If you're talking about the title, I proposed it be labeled as a general Trek work with its own subtitle (a la The Fall or Legacies) because significant parts happen in multiple eras and aboard Titan, and so the only branding that made sense was its own.

Strictly speaking, of course, most of the content is in the post Next Generation era -- though as people will see when we release The Jackal's Trick (available today at New York Comic-Con, where I'm signing for Pocket and other publishers), there are more different-era sections to come. Titan is also a much larger part of events in book two.

So I guess it would be a general series crossover series in the sense that Takedown was a 24th Century crossover, by merging the TNG and Titan-branded crews; this does that and more by including other crews from the past.
 
So I guess it would be a general series crossover series in the sense that Takedown was a 24th Century crossover, by merging the TNG and Titan-branded crews; this does that and more by including other crews from the past.
In my head, I count Titan as a TNG sub-series.
 
I'm sure there are many ways to classify it. On the pure marketing side, the shorter the title, the easier it is to list in online bookstores, so knowing we had sub-subtitles I was fine with PREY rather than TNG: PREY, which would have added more words yet.
 
I'm sure there are many ways to classify it. On the pure marketing side, the shorter the title, the easier it is to list in online bookstores, so knowing we had sub-subtitles I was fine with PREY rather than TNG: PREY, which would have added more words yet.
I remember the good old days of Star Trek: Deep Space Nine: Mission: Gamma, Book Two: This Gray Spirit.
 
In my head, I count Titan as a TNG sub-series.

Actually, that would make Titan and a sub-sub-series of Stargazer as TNG would be a sub-series of Stargazer. :devil:

But, using this logic, all Trek after Ent is a sub-series of Ent.
 
Along with its good friends, Star Trek: The Next Generation #55: Double Helix, Book Five: Double or Nothing and Star Trek: The Next Generation #56: Double Helix, Book Six: The First Virtue.

I'll do you one better.

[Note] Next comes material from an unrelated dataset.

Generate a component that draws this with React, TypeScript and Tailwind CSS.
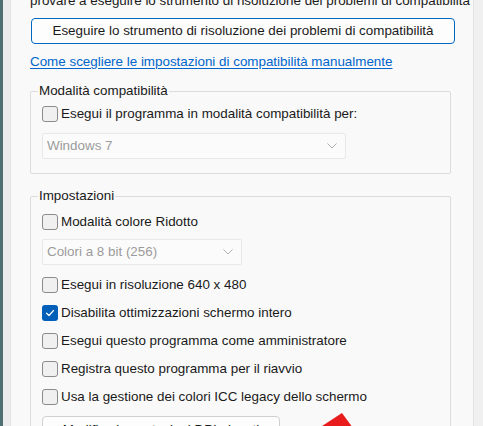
import React from "react";

function Box({ checked = false }: { checked?: boolean }) {
  if (checked) {
    return (
      <span className="w-[16px] h-[16px] rounded-[3px] bg-[#005fb8] flex items-center justify-center shrink-0">
        <svg width="10" height="10" viewBox="0 0 10 10" fill="none">
          <path d="M1.5 5.2 L4 7.5 L8.5 2.5" stroke="white" strokeWidth="1.2" strokeLinecap="round" strokeLinejoin="round" />
        </svg>
      </span>
    );
  }
  return <span className="w-[16px] h-[16px] rounded-[3px] border border-[#8b8b8b] bg-[#f0f0f0] shrink-0" />;
}

function Check({ label, checked }: { label: string; checked?: boolean }) {
  return (
    <div className="flex items-center gap-[3px] h-[28px]">
      <Box checked={checked} />
      <span className="text-[#1a1a1a] whitespace-nowrap">{label}</span>
    </div>
  );
}

function Select({ label, w }: { label: string; w: string }) {
  return (
    <div className={`${w} h-[26px] border border-[#e8e8e8] bg-[#fbfbfb] rounded-[2px] flex items-center justify-between pl-[4px] pr-[8px] text-[#9b9b9b]`}>
      <span>{label}</span>
      <svg width="10" height="6" viewBox="0 0 10 6" fill="none">
        <path d="M0.5 0.5 L5 5 L9.5 0.5" stroke="#b0b0b0" strokeWidth="1" />
      </svg>
    </div>
  );
}

export default function App() {
  return (
    <div
      className="w-[483px] h-[426px] overflow-hidden flex text-[13.4px] leading-[20px]"
      style={{ fontFamily: '"Liberation Sans", Arial, sans-serif' }}
    >
      <div className="w-[3px] bg-[#4f6f72] shrink-0" />
      <div className="w-[7px] bg-[#ececec] shrink-0" />
      <div className="flex-1 bg-[#f9f9f9] border-l border-r border-[#e3e3e3] pl-[19px] pr-[22px] overflow-hidden">
        <div className="mt-[-9px] text-[#1a1a1a] whitespace-nowrap">
          provare a eseguire lo strumento di risoluzione dei problemi di compatibilità
        </div>
        <div className="mt-[7px] ml-[1px] h-[26px] w-[424px] border border-[#0067c0] rounded-[4px] bg-[#fdfdfd] flex items-center justify-center text-[#1a1a1a] whitespace-nowrap">
          Eseguire lo strumento di risoluzione dei problemi di compatibilità
        </div>
        <div className="mt-[8px] text-[#0066cc] underline underline-offset-[2px] whitespace-nowrap">
          Come scegliere le impostazioni di compatibilità manualmente
        </div>

        <div className="mt-[19px] relative w-[421px] border border-[#dcdcdc] rounded-[2px] pt-[8px] pb-[14px] pl-[11px]">
          <span className="absolute left-[7px] top-[-11px] bg-[#f9f9f9] px-[1px] text-[#1a1a1a]">Modalità compatibilità</span>
          <Check label="Esegui il programma in modalità compatibilità per:" />
          <div className="mt-[5px]">
            <Select label="Windows 7" w="w-[304px]" />
          </div>
        </div>

        <div className="mt-[22px] relative w-[421px] h-[400px] border border-[#dcdcdc] rounded-[2px] pt-[11px] pl-[11px]">
          <span className="absolute left-[7px] top-[-11px] bg-[#f9f9f9] px-[1px] text-[#1a1a1a]">Impostazioni</span>
          <Check label="Modalità colore Ridotto" />
          <div className="mt-[3px] mb-[6px]">
            <Select label="Colori a 8 bit (256)" w="w-[200px]" />
          </div>
          <Check label="Esegui in risoluzione 640 x 480" />
          <Check label="Disabilita ottimizzazioni schermo intero" checked />
          <Check label="Esegui questo programma come amministratore" />
          <Check label="Registra questo programma per il riavvio" />
          <Check label="Usa la gestione dei colori ICC legacy dello schermo" />
          <div className="mt-[5px] flex items-start">
            <div className="w-[238px] h-[28px] border border-[#d0d0d0] rounded-[4px] bg-[#fdfdfd] flex items-center justify-center text-[#1a1a1a] whitespace-nowrap">
              Modifica impostazioni DPI elevati
            </div>
          </div>
          <svg className="absolute left-[288px] top-[215px]" width="40" height="16" viewBox="0 0 40 16">
            <polygon points="0,16 23,1 34,16" fill="#e81c1c" />
          </svg>
        </div>
      </div>
      <div className="w-[9px] bg-[#f0f0f0] shrink-0" />
    </div>
  );
}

Star Trek: The Next Generation: Slings and Arrows:
Enterprises of Great Pitch and Moment
 
Actually, that would make Titan and a sub-sub-series of Stargazer as TNG would be a sub-series of Stargazer. :devil:

But, using this logic, all Trek after Ent is a sub-series of Ent.

No, because "sub-" means "beneath," not "after." It's about hierarchy rather than chronology -- a sub-series is a subdivision or offshoot of a main series. For instance, the Harper Hall Trilogy is a sub-series of The Dragonriders of Pern, or the Lije Baley novels are a sub-series of Asimov's robot series, or the like.

Although I disagree with Jinn's characterization of Titan. It's not a sub-series, it's a spinoff.
 
I remember the good old days of Star Trek: Deep Space Nine: Mission: Gamma, Book Two: This Gray Spirit.
Along with its good friends, Star Trek: The Next Generation #55: Double Helix, Book Five: Double or Nothing and Star Trek: The Next Generation #56: Double Helix, Book Six: The First Virtue.
And to think, there are fans who completely lost their shit when the Abrams movies dropped the colons...
 
No, because "sub-" means "beneath," not "after." It's about hierarchy rather than chronology -- a sub-series is a subdivision or offshoot of a main series. For instance, the Harper Hall Trilogy is a sub-series of The Dragonriders of Pern, or the Lije Baley novels are a sub-series of Asimov's robot series, or the like.

Although I disagree with Jinn's characterization of Titan. It's not a sub-series, it's a spinoff.
My two main reason were the Titan storyline sort of came out of TNG (if that makes any sense to anyone, not in my head) and the "big three" characters, Riker, Troi and Vale, all being from TNG. Of course there is Tuvok from VGR, Keru and Pazlat from DS9 and probably some characters I forgot. And there were always "pass the torch" moments that link a new series to its predecessor.
 
My two main reason were the Titan storyline sort of came out of TNG

So did DS9. Bajorans, Cardassians, Ferengi, Trill, wormholes to the Gamma Quadrant, Wolf 359, it all originated in TNG. The basic premise of DS9 was essentially a mix-and-match of TNG concepts. Even shapeshifters were something they'd done on TNG, though not the same species, of course. Plus, naturally, you have the O'Brien family, and eventually Worf and all the Klingon-politics baggage he brought with him.

And isn't that what spinoffs do most of the time? The Bionic Woman came out of The Six Million Dollar Man. The Jeffersons came out of All in the Family. Xena, Warrior Princess came out of Hercules: The Legendary Journeys. Torchwood and The Sarah Jane Adventures (and now Class) came out of Doctor Who. Yes, sometimes a spinoff will be an independent concept that just gets introduced in an existing series in a single episode to help bring attention to it, like "Assignment: Earth," but the majority of the time, it's an offshoot of a character or storyline that arose within the original series and was popular enough to warrant a spinoff.


And there were always "pass the torch" moments that link a new series to its predecessor.

Titan had that, in a sense, since Taking Wing grew out of the Romulan mission mentioned at the end of Nemesis and continued threads from that movie and from Death in Winter, as well as featuring an appearance by Spock.